First, we set up our lightness128 vector to consists of eight 16-bit lanes. The lanes corresponding to color channels get the specified lightness, and the lanes corresponding to alpha channels get a lightness of 256, which means “do not darken”.

Inside the loop, we process 16 bytes at a time, which comes out to four pixels.

First, we load the 16 bytes into an SSE2 register and call it val.

Next, we unpack the low part of the register with a register full of zeroes, putting the result into vlo. The “unpack low” instruction interleaves the low bytes of the two source registers.

source 1   A7   A6   A5   A4   A3   A2   A1   A0
source 2 B7 B6 B5 B4 B3 B2 B1 B0
 
destination D15 D14 D13 D12 D11 D10 D09 D08 D07 D06 D05 D04 D03 D02 D01 D00

In our case, the second source register is all zeroes, so it has the effect of performing a zero extension of the first eight 8-bit values (corresponding to the first two pixels) into eight 16-bit values.

    auto vlo = _mm_unpacklo_epi8(val, _mm_setzero_si128());
source 1   A7   A6   A5   A4   A3   A2   A1   A0
source 2 00 00 00 00 00 00 00 00
 
destination 00 A7 00 A6 00 A5 00 A4 00 A3 00 A2 00 A1 00 A0
 
  A7 A6 A5 A4 A3 A2 A1 A0  

Next up is the multiplication and division:

    vlo = _mm_mullo_epi16(vlo, alpha128);
    vlo = _mm_srli_epi16(vlo, 8);

We perform a parallel multiply of the 16-bit values against the values in our lightness128 register, and then we perform a parallel right-shift by 8 positions.

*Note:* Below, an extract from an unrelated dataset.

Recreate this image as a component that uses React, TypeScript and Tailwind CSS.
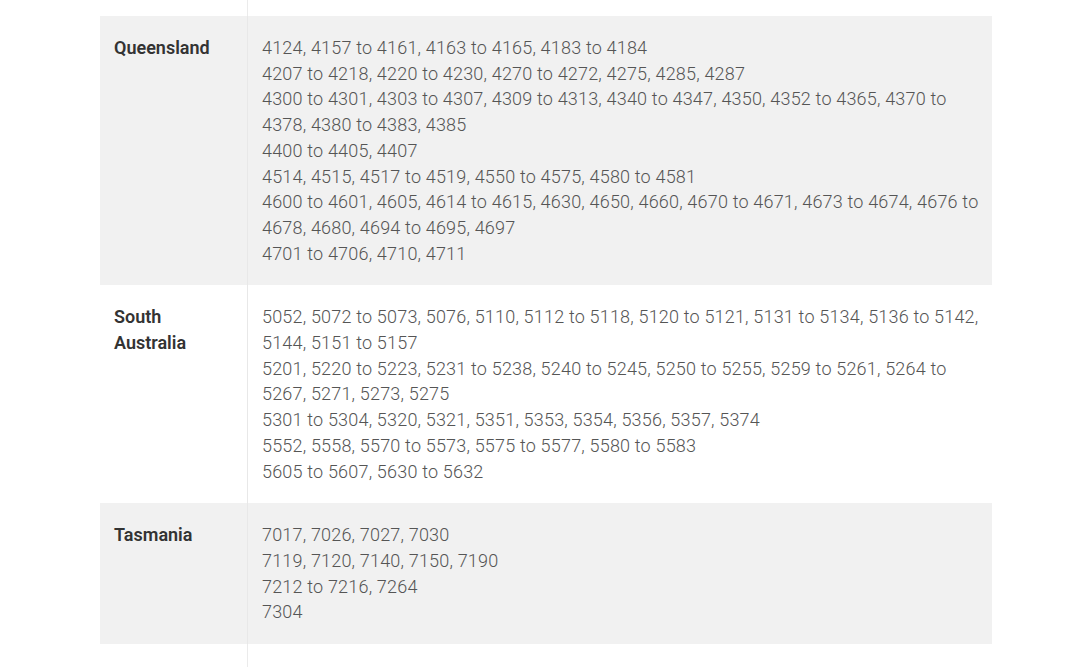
import React from "react";

const rows: { label: string; lines: string[]; gray: boolean }[] = [
  {
    label: "Queensland",
    gray: true,
    lines: [
      "4124, 4157 to 4161, 4163 to 4165, 4183 to 4184",
      "4207 to 4218, 4220 to 4230, 4270 to 4272, 4275, 4285, 4287",
      "4300 to 4301, 4303 to 4307, 4309 to 4313, 4340 to 4347, 4350, 4352 to 4365, 4370 to 4378, 4380 to 4383, 4385",
      "4400 to 4405, 4407",
      "4514, 4515, 4517 to 4519, 4550 to 4575, 4580 to 4581",
      "4600 to 4601, 4605, 4614 to 4615, 4630, 4650, 4660, 4670 to 4671, 4673 to 4674, 4676 to 4678, 4680, 4694 to 4695, 4697",
      "4701 to 4706, 4710, 4711",
    ],
  },
  {
    label: "South Australia",
    gray: false,
    lines: [
      "5052, 5072 to 5073, 5076, 5110, 5112 to 5118, 5120 to 5121, 5131 to 5134, 5136 to 5142, 5144, 5151 to 5157",
      "5201, 5220 to 5223, 5231 to 5238, 5240 to 5245, 5250 to 5255, 5259 to 5261, 5264 to 5267, 5271, 5273, 5275",
      "5301 to 5304, 5320, 5321, 5351, 5353, 5354, 5356, 5357, 5374",
      "5552, 5558, 5570 to 5573, 5575 to 5577, 5580 to 5583",
      "5605 to 5607, 5630 to 5632",
    ],
  },
  {
    label: "Tasmania",
    gray: true,
    lines: ["7017, 7026, 7027, 7030", "7119, 7120, 7140, 7150, 7190", "7212 to 7216, 7264", "7304"],
  },
];

export default function App() {
  return (
    <div
      className="w-[1080px] h-[667px] bg-white overflow-hidden"
      style={{ fontFamily: "Roboto, 'Liberation Sans', sans-serif" }}
    >
      <div className="ml-[100px] w-[892px] flex flex-col">
        <div className="flex h-[16px]">
          <div className="w-[148px] border-r border-[#ebebeb]" />
        </div>
        {rows.map((r) => (
          <div key={r.label} className={`flex ${r.gray ? "bg-[#f1f1f1]" : "bg-white"}`}>
            <div className="w-[148px] shrink-0 border-r border-[#e8e8e8] pl-[14px] pr-[14px] py-[19px] text-[18px] leading-[25.7px] font-semibold text-[#333333]">
              {r.label}
            </div>
            <div className="flex-1 pl-[14px] pr-[10px] py-[19px] text-[18px] leading-[25.7px] font-light tracking-[0.19px] text-[#555555]">
              {r.lines.map((l, i) => (
                <div key={i}>{l}</div>
              ))}
            </div>
          </div>
        ))}
        <div className="flex h-[30px]">
          <div className="w-[148px] border-r border-[#ebebeb]" />
        </div>
      </div>
    </div>
  );
}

This combination of operations performs the newPixel = oldPixel * lightness / 256 calculation on eight values at once. Recall that we preloaded the alpha channel with a lightness value of 256, so this multiplies by 256 and the shifts right by 8, which is a net nop.

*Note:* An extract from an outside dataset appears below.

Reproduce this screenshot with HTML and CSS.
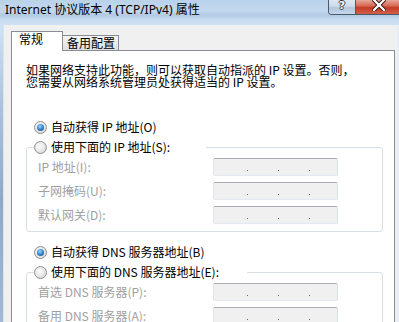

We perform the same sequence of operations on the high bytes. The only difference is that we unpack with the unpackhi flavor of the intrinsic, so that it operates on the high 8 bytes instead of the low 8 bytes, thereby performing the calculations on the last two pixels instead of the first two.

We now have the desired results in sixteen 16-bit lanes, spread over two registers. We want to collapse those 16-bit lanes back into sixteen 8-bit lanes of a single register, which we do with the pack instruction. The us suffix means that this uses unsigned saturation. The unsigned part is important, but the saturation part isn’t, since we know that the values are already in the range 0…255.

source 1   A7 A6 A5 A4 A3 A2 A1 A0
                   
destination   B7 A7 B6 A6 B5 A5 B4 A4 B3 A3 B2 A2 B1 A1 B0 A0
                   
source 2 B7 B6 B5 B4 B3 B2 B1 B0  

At each iteration of the loop, we process four pixels.

This rewrite of the loop using SIMD pays off: It’s 3.5 times faster then the non-SIMD version.

Next time, we’ll apply the same approach to the ARM version.

Bonus chatter: I tried reducing the strength of the multiplication by using the same “addition with masking” trick that I tried in the general-purpose register version. It didn’t help. The multiplication is fast enough that attempts to reduce its strength end up costing more in overhead than they do in savings by avoiding the multiplcation instruction.